**Written exercise**. Using the material that follows, identify and copy each line with the string "Output".

**Supplied entries**.
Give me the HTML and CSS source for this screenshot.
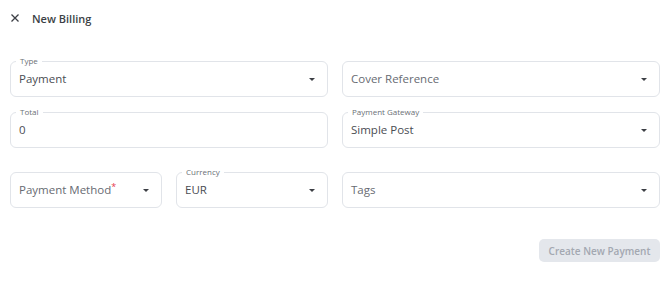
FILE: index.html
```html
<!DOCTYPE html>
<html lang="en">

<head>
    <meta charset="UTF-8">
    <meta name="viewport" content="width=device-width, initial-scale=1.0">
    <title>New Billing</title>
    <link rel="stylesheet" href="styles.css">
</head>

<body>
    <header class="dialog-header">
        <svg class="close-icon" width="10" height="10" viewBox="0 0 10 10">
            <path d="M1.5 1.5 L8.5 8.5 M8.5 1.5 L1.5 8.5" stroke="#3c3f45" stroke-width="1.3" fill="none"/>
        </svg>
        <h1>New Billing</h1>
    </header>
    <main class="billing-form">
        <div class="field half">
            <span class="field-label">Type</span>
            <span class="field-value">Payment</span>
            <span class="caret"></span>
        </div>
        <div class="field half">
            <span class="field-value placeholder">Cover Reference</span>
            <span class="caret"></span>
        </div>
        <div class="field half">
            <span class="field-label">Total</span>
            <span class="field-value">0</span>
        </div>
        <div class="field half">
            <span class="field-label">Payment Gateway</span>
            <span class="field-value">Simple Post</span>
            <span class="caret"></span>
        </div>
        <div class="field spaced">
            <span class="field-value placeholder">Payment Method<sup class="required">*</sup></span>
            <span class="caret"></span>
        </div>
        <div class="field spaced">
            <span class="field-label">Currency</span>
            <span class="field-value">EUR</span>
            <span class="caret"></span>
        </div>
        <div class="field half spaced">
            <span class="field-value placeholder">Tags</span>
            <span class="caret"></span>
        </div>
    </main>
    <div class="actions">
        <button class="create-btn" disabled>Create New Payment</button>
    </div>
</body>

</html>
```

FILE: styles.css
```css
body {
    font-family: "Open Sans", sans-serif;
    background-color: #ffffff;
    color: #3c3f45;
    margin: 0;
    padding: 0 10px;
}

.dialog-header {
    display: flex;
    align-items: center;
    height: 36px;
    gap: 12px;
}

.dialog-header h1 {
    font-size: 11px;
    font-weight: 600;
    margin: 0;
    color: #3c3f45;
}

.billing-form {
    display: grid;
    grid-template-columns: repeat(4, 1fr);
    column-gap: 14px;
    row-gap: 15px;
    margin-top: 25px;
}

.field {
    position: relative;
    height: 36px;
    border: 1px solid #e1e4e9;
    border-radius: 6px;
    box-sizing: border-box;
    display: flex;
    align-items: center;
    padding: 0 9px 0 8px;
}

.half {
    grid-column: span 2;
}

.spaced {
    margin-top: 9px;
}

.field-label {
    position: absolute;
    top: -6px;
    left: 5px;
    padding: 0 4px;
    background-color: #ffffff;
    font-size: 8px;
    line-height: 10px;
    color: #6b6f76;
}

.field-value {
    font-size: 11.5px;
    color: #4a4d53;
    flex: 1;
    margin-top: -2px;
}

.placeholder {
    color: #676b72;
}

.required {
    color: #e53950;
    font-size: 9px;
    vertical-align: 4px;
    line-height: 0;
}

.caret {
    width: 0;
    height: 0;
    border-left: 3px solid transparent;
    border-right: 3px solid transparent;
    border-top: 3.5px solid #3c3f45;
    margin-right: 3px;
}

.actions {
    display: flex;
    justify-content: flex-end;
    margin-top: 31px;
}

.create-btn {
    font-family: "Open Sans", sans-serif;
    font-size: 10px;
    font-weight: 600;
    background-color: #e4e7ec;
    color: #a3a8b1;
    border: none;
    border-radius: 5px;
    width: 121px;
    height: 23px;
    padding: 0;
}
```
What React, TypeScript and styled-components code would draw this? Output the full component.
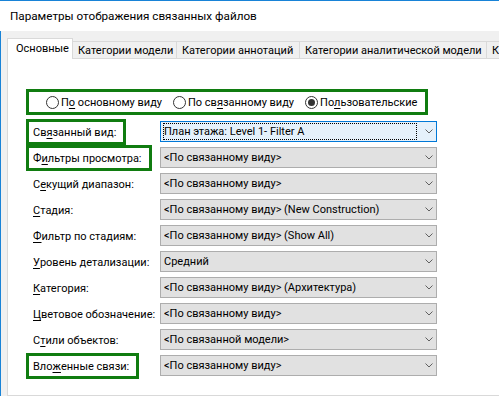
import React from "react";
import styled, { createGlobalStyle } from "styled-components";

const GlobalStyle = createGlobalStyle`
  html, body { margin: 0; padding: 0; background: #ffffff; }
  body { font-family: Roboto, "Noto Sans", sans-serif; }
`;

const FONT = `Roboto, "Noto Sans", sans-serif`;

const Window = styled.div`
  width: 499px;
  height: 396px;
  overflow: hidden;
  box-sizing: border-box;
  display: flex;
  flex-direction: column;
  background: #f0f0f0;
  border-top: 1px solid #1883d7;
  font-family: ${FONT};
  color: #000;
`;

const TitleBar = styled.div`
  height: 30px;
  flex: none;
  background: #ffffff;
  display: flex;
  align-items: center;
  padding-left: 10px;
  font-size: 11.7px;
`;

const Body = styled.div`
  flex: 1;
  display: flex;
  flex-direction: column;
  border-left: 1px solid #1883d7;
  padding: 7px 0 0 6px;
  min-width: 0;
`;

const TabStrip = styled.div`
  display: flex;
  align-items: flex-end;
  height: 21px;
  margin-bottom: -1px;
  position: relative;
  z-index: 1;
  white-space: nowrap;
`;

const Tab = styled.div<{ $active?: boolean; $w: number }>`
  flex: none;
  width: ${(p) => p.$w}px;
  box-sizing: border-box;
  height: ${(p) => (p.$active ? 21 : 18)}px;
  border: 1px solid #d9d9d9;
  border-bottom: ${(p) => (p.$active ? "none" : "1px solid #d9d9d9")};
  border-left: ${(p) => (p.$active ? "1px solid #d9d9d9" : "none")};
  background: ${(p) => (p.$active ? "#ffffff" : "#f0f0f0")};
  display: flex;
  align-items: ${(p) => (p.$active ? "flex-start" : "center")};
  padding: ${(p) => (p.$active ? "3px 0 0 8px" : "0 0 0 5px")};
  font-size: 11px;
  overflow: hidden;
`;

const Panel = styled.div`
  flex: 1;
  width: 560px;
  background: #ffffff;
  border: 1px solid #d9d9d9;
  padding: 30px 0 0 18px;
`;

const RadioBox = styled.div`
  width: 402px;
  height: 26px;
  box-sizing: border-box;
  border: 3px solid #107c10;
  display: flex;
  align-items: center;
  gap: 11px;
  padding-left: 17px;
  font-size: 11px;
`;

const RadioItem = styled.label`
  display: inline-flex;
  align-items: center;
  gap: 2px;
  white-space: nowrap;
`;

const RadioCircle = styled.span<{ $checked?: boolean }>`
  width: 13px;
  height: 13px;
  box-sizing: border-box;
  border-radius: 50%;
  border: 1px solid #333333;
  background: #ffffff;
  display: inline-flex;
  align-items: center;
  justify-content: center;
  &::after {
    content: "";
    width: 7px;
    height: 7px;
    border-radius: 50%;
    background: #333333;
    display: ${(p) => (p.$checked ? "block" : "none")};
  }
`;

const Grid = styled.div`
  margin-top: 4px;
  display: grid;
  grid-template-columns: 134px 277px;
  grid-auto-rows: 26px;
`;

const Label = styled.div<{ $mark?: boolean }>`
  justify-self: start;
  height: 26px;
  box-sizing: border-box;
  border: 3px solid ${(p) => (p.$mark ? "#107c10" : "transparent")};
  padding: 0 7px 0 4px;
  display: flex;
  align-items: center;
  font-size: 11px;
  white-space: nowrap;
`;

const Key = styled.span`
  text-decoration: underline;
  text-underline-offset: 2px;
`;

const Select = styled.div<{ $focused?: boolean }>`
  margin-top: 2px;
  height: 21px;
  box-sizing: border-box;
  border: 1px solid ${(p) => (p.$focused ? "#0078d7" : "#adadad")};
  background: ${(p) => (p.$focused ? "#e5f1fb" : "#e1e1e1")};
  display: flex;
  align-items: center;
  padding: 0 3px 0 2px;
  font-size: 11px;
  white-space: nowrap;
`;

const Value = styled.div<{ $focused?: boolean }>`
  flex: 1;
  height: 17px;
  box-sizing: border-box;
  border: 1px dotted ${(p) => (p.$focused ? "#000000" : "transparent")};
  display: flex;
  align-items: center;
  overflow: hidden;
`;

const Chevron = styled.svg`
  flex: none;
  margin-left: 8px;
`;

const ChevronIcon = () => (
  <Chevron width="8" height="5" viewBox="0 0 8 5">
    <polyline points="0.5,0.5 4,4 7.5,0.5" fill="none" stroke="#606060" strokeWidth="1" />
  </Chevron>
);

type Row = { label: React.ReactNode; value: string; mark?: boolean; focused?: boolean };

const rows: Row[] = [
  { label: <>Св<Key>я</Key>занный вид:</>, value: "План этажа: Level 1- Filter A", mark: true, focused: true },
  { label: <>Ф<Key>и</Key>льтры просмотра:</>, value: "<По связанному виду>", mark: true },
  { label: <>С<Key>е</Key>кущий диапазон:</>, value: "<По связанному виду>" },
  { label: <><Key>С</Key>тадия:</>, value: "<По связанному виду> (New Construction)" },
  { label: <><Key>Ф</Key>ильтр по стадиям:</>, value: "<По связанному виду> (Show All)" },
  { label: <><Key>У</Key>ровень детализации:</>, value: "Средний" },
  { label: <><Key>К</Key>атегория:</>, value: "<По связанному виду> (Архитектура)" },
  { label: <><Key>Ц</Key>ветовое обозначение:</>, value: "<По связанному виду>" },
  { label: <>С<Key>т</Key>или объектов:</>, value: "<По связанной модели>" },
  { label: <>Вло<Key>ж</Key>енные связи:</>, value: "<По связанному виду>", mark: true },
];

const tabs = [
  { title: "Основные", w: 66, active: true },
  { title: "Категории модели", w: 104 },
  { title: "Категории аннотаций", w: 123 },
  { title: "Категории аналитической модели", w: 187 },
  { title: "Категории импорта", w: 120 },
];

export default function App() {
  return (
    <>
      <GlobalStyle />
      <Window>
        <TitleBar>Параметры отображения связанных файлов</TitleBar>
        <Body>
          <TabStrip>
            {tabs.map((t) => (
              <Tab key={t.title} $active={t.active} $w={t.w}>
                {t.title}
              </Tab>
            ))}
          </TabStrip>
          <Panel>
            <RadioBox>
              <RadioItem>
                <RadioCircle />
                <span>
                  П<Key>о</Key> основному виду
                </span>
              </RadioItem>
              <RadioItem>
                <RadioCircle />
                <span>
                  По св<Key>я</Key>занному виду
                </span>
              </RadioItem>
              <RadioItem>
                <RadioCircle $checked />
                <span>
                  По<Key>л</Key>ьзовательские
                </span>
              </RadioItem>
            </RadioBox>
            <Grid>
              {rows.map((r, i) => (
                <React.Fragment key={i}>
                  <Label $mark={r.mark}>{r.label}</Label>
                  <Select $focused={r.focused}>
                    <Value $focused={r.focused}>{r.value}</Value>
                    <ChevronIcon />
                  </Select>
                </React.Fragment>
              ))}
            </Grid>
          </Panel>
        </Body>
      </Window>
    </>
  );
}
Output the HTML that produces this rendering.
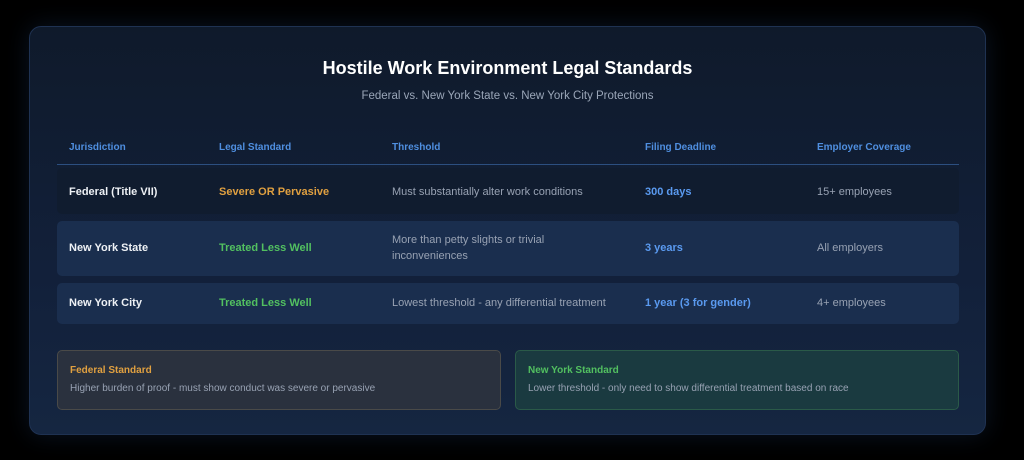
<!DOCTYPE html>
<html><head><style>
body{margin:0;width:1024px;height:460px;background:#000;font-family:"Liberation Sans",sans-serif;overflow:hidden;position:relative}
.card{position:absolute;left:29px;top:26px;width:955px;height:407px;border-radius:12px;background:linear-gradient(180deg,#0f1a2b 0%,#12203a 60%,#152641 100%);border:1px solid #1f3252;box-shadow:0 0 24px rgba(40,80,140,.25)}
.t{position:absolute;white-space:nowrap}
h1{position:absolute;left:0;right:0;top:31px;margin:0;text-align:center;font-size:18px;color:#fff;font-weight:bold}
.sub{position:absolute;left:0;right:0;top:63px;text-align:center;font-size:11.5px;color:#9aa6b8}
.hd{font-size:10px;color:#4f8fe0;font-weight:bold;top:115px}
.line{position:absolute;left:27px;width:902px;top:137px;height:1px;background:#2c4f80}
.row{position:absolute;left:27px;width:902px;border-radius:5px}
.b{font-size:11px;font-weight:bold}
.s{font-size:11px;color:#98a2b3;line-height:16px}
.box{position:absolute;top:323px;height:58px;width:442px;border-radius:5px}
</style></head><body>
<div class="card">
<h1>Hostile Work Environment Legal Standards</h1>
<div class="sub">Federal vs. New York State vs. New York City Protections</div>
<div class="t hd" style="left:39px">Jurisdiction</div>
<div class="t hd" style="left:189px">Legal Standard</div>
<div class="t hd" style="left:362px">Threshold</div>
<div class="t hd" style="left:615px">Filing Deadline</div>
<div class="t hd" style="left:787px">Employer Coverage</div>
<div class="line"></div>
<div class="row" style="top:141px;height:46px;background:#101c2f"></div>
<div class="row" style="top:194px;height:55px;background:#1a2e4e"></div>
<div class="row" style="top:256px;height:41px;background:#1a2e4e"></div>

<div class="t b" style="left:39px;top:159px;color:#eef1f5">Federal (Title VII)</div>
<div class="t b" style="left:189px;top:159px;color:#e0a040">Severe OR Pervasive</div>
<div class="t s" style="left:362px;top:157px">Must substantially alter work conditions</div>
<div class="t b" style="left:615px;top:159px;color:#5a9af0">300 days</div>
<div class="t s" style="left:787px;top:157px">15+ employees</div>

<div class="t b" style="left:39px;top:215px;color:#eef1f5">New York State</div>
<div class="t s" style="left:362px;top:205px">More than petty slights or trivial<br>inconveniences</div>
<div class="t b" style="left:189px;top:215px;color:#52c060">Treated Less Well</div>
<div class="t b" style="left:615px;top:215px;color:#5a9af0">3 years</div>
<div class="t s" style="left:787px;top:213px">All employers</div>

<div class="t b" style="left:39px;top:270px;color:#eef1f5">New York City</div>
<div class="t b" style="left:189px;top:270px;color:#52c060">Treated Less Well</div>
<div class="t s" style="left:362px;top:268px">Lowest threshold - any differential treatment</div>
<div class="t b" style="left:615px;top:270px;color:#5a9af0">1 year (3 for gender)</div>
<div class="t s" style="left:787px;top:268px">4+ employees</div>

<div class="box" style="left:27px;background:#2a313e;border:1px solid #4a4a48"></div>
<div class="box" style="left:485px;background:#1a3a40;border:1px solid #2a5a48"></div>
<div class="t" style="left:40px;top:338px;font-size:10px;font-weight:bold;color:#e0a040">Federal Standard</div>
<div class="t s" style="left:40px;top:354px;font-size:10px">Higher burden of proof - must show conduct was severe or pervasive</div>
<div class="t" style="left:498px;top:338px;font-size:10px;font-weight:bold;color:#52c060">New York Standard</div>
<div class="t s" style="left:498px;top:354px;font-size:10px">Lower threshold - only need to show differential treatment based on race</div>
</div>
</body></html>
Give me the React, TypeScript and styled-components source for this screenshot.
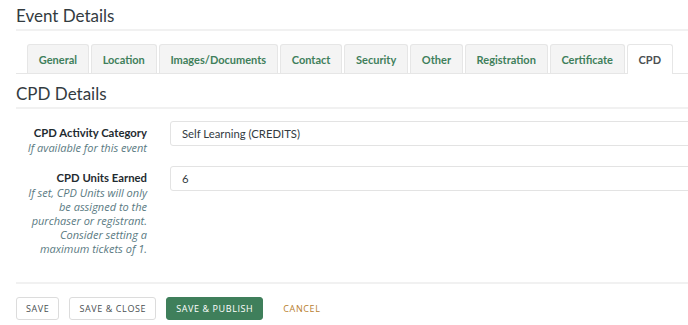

**Exercise response**.
What React, TypeScript and styled-components code would draw this? Output the full component.
Output the HTML that produces this rendering.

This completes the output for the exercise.